»»
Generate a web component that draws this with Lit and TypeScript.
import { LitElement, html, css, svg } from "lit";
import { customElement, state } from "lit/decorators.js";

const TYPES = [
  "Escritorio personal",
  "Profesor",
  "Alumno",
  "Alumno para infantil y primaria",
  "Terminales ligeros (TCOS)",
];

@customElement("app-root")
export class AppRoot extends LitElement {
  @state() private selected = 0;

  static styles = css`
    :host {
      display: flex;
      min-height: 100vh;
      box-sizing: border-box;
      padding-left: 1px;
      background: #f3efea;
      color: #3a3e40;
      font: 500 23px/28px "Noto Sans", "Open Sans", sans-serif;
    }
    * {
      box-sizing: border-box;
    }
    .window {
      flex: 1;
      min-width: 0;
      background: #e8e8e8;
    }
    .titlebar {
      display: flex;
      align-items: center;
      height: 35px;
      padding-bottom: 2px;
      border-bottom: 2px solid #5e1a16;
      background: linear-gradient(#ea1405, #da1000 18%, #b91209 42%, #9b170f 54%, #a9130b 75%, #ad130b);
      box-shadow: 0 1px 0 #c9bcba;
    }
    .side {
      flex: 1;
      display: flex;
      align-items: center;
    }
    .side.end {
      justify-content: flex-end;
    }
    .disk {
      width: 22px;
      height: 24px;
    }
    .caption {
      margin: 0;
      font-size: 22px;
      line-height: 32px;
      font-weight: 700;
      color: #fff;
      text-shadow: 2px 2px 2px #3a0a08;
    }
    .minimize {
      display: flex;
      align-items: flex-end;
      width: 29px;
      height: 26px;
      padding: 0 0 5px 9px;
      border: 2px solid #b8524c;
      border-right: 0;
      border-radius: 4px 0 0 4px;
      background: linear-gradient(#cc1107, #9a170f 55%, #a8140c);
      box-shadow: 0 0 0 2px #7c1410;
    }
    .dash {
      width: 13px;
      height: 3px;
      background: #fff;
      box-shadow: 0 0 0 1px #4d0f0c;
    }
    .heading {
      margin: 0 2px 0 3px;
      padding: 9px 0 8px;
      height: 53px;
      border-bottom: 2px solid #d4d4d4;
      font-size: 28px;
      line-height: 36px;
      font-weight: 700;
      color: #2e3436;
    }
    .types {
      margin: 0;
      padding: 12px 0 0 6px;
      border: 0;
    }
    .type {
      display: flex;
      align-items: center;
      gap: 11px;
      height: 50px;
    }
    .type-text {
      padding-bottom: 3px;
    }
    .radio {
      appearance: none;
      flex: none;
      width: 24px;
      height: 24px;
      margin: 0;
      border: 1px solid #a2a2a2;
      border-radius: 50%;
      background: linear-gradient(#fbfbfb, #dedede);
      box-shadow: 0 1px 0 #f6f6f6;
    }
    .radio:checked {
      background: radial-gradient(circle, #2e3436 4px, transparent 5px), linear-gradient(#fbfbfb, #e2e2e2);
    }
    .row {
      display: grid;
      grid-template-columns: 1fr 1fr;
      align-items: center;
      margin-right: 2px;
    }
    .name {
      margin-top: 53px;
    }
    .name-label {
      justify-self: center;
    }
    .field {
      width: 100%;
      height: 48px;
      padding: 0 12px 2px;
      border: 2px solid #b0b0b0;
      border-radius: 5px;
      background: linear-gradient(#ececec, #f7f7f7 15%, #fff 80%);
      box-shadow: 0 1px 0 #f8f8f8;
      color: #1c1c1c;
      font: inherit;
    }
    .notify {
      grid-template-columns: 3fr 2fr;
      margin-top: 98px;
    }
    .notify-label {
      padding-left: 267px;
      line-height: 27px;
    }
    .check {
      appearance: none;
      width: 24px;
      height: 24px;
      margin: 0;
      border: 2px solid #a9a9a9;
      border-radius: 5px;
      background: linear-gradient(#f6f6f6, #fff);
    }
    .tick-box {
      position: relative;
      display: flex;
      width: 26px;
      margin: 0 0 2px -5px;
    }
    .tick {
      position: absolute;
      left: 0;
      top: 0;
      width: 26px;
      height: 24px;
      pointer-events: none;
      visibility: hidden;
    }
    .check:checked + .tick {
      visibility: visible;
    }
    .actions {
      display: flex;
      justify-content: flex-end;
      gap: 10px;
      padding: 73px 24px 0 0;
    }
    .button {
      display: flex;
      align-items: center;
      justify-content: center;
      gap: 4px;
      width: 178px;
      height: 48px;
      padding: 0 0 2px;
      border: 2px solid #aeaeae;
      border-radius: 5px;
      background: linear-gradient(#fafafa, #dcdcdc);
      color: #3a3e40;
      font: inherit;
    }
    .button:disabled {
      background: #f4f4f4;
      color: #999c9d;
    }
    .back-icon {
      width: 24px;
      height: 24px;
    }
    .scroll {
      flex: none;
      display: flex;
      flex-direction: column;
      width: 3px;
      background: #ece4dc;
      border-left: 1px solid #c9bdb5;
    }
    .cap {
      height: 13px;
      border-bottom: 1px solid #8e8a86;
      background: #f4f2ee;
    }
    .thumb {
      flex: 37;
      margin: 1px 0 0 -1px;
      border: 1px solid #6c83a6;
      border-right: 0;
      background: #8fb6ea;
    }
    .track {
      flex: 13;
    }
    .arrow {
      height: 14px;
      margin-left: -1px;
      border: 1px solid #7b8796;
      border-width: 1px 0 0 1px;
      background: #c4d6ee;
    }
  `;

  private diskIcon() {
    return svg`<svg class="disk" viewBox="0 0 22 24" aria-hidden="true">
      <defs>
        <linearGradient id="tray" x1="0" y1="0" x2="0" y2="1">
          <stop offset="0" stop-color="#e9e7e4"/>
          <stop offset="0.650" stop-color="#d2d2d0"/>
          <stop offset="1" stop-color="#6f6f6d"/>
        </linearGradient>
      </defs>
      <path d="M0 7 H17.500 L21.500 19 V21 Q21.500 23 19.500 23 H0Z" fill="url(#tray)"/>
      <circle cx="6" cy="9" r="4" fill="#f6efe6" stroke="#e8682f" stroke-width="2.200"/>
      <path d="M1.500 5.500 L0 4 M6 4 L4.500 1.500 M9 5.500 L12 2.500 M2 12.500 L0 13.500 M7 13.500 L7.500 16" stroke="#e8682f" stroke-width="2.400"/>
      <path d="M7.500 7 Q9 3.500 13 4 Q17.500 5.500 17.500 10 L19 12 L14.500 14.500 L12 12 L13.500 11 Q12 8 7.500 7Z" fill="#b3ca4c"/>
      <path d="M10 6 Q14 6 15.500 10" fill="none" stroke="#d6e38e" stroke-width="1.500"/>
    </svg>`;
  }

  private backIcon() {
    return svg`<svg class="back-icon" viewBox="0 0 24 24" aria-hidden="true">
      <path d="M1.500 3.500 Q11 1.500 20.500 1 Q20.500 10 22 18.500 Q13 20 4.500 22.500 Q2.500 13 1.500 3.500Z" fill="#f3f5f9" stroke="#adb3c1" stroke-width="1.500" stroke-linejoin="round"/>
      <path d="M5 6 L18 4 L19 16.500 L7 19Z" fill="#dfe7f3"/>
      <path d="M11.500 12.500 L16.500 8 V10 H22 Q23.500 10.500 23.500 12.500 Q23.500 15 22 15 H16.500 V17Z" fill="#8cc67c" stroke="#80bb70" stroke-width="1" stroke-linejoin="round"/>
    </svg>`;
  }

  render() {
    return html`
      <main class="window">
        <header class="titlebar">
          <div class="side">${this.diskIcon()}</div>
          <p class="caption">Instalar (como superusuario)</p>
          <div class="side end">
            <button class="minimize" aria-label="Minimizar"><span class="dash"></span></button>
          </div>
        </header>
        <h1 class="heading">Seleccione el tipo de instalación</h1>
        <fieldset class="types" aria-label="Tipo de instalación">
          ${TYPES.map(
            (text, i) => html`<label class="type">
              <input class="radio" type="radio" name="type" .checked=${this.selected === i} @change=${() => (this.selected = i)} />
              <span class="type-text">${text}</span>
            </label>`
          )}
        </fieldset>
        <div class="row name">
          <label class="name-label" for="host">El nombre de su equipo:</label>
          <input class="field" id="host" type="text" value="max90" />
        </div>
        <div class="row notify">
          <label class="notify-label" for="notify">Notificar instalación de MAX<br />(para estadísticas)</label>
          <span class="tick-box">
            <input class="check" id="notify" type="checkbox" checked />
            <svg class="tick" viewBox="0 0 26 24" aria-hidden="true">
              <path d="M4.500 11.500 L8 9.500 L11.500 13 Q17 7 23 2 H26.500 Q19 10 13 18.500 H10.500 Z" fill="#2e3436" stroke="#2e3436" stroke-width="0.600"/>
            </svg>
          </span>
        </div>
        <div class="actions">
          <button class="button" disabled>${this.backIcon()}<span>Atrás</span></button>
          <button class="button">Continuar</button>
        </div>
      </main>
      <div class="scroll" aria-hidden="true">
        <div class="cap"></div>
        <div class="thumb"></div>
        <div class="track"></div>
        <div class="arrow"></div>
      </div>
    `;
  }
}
««
§ **TASK REQUIREMENTS**
Quote the listing above from its first line to the line with "selected = 0;", inclusive, and add nothing.

§ **FULL RESPONSE**
Generate a web component that draws this with Lit and TypeScript.
import { LitElement, html, css, svg } from "lit";
import { customElement, state } from "lit/decorators.js";

const TYPES = [
  "Escritorio personal",
  "Profesor",
  "Alumno",
  "Alumno para infantil y primaria",
  "Terminales ligeros (TCOS)",
];

@customElement("app-root")
export class AppRoot extends LitElement {
  @state() private selected = 0;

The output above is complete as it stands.